● **Goal**
Repeat all of the material below exactly as written, images excluded.

● **Available data**

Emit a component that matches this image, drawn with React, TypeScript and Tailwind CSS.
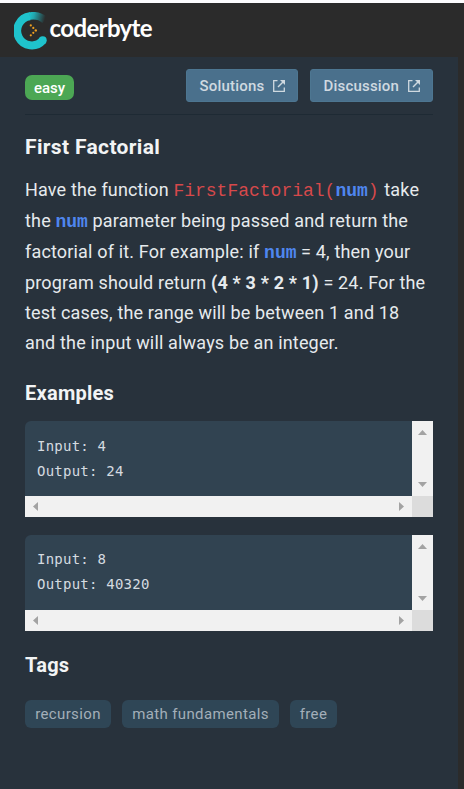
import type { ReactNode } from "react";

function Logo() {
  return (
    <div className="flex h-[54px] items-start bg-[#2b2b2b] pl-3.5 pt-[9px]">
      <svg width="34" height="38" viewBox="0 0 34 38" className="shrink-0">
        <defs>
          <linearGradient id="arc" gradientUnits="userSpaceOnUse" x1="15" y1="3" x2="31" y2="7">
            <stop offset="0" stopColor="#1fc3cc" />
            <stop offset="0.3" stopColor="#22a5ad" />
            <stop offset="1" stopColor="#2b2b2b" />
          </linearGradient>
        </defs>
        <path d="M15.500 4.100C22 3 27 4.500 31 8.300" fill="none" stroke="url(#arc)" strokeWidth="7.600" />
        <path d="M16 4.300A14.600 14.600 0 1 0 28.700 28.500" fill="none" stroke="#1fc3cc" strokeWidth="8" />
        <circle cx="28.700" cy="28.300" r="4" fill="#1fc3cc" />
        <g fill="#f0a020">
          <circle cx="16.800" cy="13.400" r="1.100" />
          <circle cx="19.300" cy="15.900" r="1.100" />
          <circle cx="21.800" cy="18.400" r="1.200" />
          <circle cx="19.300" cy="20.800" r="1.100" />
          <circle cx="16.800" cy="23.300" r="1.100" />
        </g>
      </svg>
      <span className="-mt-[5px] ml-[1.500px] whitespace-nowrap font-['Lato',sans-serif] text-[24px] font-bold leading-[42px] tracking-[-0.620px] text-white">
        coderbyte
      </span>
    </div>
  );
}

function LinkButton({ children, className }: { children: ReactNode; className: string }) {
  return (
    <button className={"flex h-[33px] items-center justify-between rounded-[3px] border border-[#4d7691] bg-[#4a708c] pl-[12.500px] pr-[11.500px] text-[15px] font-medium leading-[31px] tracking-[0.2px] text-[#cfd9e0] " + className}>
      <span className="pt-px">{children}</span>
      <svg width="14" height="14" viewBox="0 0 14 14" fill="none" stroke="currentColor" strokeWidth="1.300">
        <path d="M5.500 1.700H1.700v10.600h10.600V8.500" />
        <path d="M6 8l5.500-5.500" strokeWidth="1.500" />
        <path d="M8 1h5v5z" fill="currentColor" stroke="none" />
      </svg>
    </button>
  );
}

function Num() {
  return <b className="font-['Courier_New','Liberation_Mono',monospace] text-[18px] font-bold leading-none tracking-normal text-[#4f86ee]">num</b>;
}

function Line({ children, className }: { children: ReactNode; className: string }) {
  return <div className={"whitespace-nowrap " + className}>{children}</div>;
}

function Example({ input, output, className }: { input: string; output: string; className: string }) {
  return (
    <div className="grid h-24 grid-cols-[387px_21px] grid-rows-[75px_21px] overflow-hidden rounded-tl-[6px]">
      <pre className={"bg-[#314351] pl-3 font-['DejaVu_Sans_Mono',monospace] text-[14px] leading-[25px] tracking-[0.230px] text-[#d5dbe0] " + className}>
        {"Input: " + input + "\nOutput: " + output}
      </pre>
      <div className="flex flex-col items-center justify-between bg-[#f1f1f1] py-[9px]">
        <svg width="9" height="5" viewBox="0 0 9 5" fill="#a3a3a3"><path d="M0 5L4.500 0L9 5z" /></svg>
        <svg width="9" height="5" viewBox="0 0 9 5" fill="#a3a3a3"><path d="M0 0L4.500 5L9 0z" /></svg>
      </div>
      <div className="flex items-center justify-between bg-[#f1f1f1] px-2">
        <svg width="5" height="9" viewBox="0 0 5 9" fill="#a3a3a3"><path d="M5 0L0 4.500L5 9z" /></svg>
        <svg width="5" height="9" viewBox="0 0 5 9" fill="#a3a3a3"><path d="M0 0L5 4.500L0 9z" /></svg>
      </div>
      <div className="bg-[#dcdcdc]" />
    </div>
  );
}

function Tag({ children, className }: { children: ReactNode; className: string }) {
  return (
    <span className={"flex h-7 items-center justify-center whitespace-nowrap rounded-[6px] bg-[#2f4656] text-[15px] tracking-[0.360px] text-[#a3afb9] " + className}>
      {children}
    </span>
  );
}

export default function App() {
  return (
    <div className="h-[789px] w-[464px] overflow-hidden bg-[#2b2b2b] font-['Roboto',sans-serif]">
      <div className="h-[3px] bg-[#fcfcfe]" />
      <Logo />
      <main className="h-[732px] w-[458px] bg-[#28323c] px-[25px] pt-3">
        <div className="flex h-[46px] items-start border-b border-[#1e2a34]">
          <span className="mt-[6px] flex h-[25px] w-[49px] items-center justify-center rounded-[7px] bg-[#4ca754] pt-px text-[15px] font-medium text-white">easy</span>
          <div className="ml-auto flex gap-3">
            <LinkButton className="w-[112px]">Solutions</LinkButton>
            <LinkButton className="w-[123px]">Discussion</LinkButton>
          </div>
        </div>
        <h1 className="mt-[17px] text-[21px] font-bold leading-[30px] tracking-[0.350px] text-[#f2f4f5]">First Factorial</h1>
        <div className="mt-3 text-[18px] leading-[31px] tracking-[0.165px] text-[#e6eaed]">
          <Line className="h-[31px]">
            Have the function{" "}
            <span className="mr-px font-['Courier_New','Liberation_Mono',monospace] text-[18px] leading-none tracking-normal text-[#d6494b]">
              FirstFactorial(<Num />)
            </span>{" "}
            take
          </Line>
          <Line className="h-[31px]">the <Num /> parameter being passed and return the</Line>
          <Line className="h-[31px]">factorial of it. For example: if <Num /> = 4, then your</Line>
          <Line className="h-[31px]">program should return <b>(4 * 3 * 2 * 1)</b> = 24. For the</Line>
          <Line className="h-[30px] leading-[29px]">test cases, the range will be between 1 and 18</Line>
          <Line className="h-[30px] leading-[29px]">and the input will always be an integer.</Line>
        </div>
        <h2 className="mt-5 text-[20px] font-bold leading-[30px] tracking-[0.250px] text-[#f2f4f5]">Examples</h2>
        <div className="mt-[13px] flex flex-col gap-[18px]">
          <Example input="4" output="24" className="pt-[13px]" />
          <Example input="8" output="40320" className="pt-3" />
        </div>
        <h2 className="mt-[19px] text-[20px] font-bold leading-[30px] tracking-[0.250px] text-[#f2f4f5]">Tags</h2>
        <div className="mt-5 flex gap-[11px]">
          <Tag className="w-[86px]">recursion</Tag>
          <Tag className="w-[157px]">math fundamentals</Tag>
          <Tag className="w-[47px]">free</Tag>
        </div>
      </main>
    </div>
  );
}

● **Response**
Emit a component that matches this image, drawn with React, TypeScript and Tailwind CSS.
import type { ReactNode } from "react";

function Logo() {
  return (
    <div className="flex h-[54px] items-start bg-[#2b2b2b] pl-3.5 pt-[9px]">
      <svg width="34" height="38" viewBox="0 0 34 38" className="shrink-0">
        <defs>
          <linearGradient id="arc" gradientUnits="userSpaceOnUse" x1="15" y1="3" x2="31" y2="7">
            <stop offset="0" stopColor="#1fc3cc" />
            <stop offset="0.3" stopColor="#22a5ad" />
            <stop offset="1" stopColor="#2b2b2b" />
          </linearGradient>
        </defs>
        <path d="M15.500 4.100C22 3 27 4.500 31 8.300" fill="none" stroke="url(#arc)" strokeWidth="7.600" />
        <path d="M16 4.300A14.600 14.600 0 1 0 28.700 28.500" fill="none" stroke="#1fc3cc" strokeWidth="8" />
        <circle cx="28.700" cy="28.300" r="4" fill="#1fc3cc" />
        <g fill="#f0a020">
          <circle cx="16.800" cy="13.400" r="1.100" />
          <circle cx="19.300" cy="15.900" r="1.100" />
          <circle cx="21.800" cy="18.400" r="1.200" />
          <circle cx="19.300" cy="20.800" r="1.100" />
          <circle cx="16.800" cy="23.300" r="1.100" />
        </g>
      </svg>
      <span className="-mt-[5px] ml-[1.500px] whitespace-nowrap font-['Lato',sans-serif] text-[24px] font-bold leading-[42px] tracking-[-0.620px] text-white">
        coderbyte
      </span>
    </div>
  );
}

function LinkButton({ children, className }: { children: ReactNode; className: string }) {
  return (
    <button className={"flex h-[33px] items-center justify-between rounded-[3px] border border-[#4d7691] bg-[#4a708c] pl-[12.500px] pr-[11.500px] text-[15px] font-medium leading-[31px] tracking-[0.2px] text-[#cfd9e0] " + className}>
      <span className="pt-px">{children}</span>
      <svg width="14" height="14" viewBox="0 0 14 14" fill="none" stroke="currentColor" strokeWidth="1.300">
        <path d="M5.500 1.700H1.700v10.600h10.600V8.500" />
        <path d="M6 8l5.500-5.500" strokeWidth="1.500" />
        <path d="M8 1h5v5z" fill="currentColor" stroke="none" />
      </svg>
    </button>
  );
}

function Num() {
  return <b className="font-['Courier_New','Liberation_Mono',monospace] text-[18px] font-bold leading-none tracking-normal text-[#4f86ee]">num</b>;
}

function Line({ children, className }: { children: ReactNode; className: string }) {
  return <div className={"whitespace-nowrap " + className}>{children}</div>;
}

function Example({ input, output, className }: { input: string; output: string; className: string }) {
  return (
    <div className="grid h-24 grid-cols-[387px_21px] grid-rows-[75px_21px] overflow-hidden rounded-tl-[6px]">
      <pre className={"bg-[#314351] pl-3 font-['DejaVu_Sans_Mono',monospace] text-[14px] leading-[25px] tracking-[0.230px] text-[#d5dbe0] " + className}>
        {"Input: " + input + "\nOutput: " + output}
      </pre>
      <div className="flex flex-col items-center justify-between bg-[#f1f1f1] py-[9px]">
        <svg width="9" height="5" viewBox="0 0 9 5" fill="#a3a3a3"><path d="M0 5L4.500 0L9 5z" /></svg>
        <svg width="9" height="5" viewBox="0 0 9 5" fill="#a3a3a3"><path d="M0 0L4.500 5L9 0z" /></svg>
      </div>
      <div className="flex items-center justify-between bg-[#f1f1f1] px-2">
        <svg width="5" height="9" viewBox="0 0 5 9" fill="#a3a3a3"><path d="M5 0L0 4.500L5 9z" /></svg>
        <svg width="5" height="9" viewBox="0 0 5 9" fill="#a3a3a3"><path d="M0 0L5 4.500L0 9z" /></svg>
      </div>
      <div className="bg-[#dcdcdc]" />
    </div>
  );
}

function Tag({ children, className }: { children: ReactNode; className: string }) {
  return (
    <span className={"flex h-7 items-center justify-center whitespace-nowrap rounded-[6px] bg-[#2f4656] text-[15px] tracking-[0.360px] text-[#a3afb9] " + className}>
      {children}
    </span>
  );
}

export default function App() {
  return (
    <div className="h-[789px] w-[464px] overflow-hidden bg-[#2b2b2b] font-['Roboto',sans-serif]">
      <div className="h-[3px] bg-[#fcfcfe]" />
      <Logo />
      <main className="h-[732px] w-[458px] bg-[#28323c] px-[25px] pt-3">
        <div className="flex h-[46px] items-start border-b border-[#1e2a34]">
          <span className="mt-[6px] flex h-[25px] w-[49px] items-center justify-center rounded-[7px] bg-[#4ca754] pt-px text-[15px] font-medium text-white">easy</span>
          <div className="ml-auto flex gap-3">
            <LinkButton className="w-[112px]">Solutions</LinkButton>
            <LinkButton className="w-[123px]">Discussion</LinkButton>
          </div>
        </div>
        <h1 className="mt-[17px] text-[21px] font-bold leading-[30px] tracking-[0.350px] text-[#f2f4f5]">First Factorial</h1>
        <div className="mt-3 text-[18px] leading-[31px] tracking-[0.165px] text-[#e6eaed]">
          <Line className="h-[31px]">
            Have the function{" "}
            <span className="mr-px font-['Courier_New','Liberation_Mono',monospace] text-[18px] leading-none tracking-normal text-[#d6494b]">
              FirstFactorial(<Num />)
            </span>{" "}
            take
          </Line>
          <Line className="h-[31px]">the <Num /> parameter being passed and return the</Line>
          <Line className="h-[31px]">factorial of it. For example: if <Num /> = 4, then your</Line>
          <Line className="h-[31px]">program should return <b>(4 * 3 * 2 * 1)</b> = 24. For the</Line>
          <Line className="h-[30px] leading-[29px]">test cases, the range will be between 1 and 18</Line>
          <Line className="h-[30px] leading-[29px]">and the input will always be an integer.</Line>
        </div>
        <h2 className="mt-5 text-[20px] font-bold leading-[30px] tracking-[0.250px] text-[#f2f4f5]">Examples</h2>
        <div className="mt-[13px] flex flex-col gap-[18px]">
          <Example input="4" output="24" className="pt-[13px]" />
          <Example input="8" output="40320" className="pt-3" />
        </div>
        <h2 className="mt-[19px] text-[20px] font-bold leading-[30px] tracking-[0.250px] text-[#f2f4f5]">Tags</h2>
        <div className="mt-5 flex gap-[11px]">
          <Tag className="w-[86px]">recursion</Tag>
          <Tag className="w-[157px]">math fundamentals</Tag>
          <Tag className="w-[47px]">free</Tag>
        </div>
      </main>
    </div>
  );
}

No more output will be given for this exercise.